WHAT THE TASK REQUIRES — Return the lines below that carry the word "React".

DATA SHOWN —
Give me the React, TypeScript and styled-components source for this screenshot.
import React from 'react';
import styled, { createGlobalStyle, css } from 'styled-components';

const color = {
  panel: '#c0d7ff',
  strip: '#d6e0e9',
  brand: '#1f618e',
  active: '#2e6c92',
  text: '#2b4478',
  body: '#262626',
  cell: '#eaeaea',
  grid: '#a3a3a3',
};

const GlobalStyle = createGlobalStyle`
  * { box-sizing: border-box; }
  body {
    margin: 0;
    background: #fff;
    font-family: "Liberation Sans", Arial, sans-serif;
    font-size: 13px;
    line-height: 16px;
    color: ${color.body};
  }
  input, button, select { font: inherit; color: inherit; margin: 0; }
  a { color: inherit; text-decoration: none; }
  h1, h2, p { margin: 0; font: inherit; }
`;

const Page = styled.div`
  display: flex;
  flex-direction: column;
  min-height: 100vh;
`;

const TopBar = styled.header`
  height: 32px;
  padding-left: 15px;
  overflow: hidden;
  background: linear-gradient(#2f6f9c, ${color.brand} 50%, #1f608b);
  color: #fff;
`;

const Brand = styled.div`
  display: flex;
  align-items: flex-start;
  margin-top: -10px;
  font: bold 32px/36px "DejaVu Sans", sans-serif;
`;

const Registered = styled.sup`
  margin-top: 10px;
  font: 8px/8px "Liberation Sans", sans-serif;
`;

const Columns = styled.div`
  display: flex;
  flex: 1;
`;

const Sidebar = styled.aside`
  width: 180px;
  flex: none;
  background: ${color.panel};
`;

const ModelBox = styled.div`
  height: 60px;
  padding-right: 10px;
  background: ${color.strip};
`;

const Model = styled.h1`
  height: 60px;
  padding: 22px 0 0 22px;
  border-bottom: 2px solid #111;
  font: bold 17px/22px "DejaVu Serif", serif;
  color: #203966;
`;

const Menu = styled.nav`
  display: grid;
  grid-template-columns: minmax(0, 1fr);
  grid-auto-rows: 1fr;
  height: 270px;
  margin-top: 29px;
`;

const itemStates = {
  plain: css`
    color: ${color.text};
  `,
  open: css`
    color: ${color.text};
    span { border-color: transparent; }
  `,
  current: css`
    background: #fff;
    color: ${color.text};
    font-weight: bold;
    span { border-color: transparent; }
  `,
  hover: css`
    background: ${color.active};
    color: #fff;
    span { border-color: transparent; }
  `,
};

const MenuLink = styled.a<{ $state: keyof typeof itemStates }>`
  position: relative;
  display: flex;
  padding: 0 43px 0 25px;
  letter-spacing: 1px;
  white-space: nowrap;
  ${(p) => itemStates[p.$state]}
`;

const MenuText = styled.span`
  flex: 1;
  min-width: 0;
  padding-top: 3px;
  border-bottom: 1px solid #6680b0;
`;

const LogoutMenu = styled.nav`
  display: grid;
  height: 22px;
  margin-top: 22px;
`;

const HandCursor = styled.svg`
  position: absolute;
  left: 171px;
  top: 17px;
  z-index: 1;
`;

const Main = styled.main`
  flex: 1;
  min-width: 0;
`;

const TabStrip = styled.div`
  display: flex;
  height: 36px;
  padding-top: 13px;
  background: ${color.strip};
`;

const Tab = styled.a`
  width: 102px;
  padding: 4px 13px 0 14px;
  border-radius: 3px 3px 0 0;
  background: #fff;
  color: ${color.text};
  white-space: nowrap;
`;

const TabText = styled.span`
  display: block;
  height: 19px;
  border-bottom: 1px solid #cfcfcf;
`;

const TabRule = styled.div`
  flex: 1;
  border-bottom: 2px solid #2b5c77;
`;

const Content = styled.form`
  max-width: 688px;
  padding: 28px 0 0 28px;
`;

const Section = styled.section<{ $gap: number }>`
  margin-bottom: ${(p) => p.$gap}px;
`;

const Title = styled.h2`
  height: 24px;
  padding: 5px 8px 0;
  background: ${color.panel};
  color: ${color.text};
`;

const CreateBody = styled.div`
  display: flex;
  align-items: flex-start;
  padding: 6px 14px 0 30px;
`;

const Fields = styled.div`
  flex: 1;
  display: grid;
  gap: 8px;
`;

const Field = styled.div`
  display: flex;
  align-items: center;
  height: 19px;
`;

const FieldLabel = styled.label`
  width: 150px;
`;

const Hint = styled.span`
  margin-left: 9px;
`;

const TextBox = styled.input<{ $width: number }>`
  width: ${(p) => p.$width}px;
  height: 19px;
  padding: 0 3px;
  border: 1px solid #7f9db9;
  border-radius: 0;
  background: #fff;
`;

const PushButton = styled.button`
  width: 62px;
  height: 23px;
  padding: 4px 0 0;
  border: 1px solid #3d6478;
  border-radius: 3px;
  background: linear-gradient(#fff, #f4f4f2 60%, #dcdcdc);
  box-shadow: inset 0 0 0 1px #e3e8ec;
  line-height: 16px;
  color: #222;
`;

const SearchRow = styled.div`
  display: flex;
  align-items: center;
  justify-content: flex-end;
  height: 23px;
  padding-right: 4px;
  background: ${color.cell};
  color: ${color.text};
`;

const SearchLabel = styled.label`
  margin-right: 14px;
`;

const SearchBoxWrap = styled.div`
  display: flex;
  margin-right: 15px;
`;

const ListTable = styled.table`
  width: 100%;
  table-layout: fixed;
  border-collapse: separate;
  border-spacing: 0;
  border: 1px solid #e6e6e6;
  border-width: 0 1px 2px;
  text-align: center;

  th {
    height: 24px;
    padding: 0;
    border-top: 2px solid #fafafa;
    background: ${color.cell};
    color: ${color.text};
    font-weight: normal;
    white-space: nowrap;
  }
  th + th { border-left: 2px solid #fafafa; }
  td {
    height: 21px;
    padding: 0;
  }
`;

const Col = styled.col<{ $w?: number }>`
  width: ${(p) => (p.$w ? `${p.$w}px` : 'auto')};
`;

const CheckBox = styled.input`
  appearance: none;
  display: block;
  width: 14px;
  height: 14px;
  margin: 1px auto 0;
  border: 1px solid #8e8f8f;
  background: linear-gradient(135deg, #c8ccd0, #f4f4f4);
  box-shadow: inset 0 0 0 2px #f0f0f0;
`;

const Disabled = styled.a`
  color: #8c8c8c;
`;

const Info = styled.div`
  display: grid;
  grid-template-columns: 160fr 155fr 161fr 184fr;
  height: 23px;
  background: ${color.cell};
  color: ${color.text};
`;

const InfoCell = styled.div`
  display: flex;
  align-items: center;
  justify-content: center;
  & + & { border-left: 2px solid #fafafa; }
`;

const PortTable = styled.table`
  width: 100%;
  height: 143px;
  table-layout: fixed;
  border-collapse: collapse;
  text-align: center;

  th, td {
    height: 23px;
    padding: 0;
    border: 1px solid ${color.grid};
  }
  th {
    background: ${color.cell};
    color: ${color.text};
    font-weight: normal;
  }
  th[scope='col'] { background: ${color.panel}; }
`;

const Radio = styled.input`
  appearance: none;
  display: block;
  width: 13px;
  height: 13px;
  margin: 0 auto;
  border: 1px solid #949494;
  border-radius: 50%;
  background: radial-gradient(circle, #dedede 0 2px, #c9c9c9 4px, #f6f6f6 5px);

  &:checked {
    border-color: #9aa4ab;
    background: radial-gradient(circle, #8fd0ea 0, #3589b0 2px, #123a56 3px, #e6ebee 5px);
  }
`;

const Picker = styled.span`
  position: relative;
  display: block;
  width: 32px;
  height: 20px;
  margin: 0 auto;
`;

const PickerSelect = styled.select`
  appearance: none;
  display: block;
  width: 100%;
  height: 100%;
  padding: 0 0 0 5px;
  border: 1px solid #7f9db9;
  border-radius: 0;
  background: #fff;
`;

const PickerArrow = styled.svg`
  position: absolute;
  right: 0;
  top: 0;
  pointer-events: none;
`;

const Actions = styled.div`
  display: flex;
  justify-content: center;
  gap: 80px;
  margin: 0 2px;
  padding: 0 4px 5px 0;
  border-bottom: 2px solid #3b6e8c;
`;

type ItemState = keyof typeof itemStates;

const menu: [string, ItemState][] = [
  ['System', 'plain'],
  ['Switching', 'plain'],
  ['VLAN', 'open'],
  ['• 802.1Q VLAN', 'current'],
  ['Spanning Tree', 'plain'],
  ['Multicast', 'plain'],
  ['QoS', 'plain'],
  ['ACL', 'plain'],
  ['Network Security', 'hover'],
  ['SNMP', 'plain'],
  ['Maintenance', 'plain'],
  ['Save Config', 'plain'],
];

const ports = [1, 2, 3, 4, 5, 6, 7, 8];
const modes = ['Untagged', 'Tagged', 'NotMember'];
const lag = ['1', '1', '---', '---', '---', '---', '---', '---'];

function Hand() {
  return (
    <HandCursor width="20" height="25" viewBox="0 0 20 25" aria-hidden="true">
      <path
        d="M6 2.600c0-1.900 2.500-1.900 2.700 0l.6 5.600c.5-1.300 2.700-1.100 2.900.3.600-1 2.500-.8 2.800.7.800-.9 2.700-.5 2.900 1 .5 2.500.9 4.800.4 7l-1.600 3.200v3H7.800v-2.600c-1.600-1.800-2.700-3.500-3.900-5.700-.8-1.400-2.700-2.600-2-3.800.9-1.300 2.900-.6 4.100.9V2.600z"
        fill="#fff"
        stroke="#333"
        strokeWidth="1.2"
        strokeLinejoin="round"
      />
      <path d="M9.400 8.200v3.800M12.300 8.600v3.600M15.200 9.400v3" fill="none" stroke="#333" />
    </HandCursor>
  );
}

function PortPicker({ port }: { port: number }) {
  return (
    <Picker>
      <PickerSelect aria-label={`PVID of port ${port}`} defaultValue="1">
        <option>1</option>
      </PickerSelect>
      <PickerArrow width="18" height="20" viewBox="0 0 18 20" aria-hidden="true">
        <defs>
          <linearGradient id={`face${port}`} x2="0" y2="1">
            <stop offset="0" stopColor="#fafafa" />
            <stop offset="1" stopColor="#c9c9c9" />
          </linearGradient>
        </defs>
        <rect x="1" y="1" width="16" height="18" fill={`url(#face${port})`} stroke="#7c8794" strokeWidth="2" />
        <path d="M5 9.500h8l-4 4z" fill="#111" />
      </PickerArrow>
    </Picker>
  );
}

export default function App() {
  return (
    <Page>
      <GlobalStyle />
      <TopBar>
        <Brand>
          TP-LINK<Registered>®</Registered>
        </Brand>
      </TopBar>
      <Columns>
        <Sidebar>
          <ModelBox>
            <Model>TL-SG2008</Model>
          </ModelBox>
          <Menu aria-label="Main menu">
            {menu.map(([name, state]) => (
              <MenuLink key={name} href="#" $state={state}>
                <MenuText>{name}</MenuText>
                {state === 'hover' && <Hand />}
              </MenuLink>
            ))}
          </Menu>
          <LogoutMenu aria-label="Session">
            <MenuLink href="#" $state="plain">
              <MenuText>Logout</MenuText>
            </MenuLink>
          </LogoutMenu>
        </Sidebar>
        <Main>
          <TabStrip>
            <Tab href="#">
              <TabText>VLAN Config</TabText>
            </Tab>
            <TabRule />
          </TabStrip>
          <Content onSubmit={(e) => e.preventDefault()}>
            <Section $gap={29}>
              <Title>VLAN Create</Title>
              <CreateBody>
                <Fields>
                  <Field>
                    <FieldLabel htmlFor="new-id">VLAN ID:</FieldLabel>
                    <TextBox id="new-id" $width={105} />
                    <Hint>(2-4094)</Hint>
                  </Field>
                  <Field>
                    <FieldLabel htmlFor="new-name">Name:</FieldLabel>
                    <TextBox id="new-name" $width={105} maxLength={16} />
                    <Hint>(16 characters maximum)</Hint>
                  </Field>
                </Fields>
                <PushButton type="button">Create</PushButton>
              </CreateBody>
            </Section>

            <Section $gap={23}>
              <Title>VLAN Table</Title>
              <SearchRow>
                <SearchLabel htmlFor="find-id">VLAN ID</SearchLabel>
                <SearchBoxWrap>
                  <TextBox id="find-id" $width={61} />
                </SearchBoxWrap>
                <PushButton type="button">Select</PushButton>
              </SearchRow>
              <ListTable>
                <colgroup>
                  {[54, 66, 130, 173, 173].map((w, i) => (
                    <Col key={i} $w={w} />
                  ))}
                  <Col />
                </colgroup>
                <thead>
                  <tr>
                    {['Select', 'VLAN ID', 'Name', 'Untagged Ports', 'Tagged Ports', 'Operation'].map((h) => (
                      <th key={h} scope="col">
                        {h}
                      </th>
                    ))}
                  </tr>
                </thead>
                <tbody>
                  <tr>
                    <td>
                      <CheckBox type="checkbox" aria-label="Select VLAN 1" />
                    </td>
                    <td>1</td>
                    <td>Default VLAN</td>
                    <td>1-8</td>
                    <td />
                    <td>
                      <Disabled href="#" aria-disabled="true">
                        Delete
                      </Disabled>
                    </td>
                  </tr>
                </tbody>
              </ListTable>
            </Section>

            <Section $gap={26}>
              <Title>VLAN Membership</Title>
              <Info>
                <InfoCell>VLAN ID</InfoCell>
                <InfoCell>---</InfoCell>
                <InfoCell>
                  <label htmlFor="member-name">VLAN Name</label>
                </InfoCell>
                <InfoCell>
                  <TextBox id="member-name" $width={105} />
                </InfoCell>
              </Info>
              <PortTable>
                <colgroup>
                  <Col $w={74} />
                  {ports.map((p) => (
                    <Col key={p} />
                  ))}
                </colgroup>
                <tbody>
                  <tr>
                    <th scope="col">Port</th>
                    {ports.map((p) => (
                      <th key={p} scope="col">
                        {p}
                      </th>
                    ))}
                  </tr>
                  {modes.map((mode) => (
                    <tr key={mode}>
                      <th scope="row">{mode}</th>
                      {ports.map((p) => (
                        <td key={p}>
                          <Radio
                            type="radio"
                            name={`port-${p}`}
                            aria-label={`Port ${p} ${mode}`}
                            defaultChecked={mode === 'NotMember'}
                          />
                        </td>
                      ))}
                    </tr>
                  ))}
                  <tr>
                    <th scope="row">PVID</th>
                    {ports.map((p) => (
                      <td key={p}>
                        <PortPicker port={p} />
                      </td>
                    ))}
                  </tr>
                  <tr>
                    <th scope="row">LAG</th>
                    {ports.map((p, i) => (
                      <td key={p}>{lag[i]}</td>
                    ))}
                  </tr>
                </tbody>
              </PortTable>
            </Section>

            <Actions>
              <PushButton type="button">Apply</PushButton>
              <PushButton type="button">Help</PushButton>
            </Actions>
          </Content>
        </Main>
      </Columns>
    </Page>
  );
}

IN RESPONSE —
Give me the React, TypeScript and styled-components source for this screenshot.
import React from 'react';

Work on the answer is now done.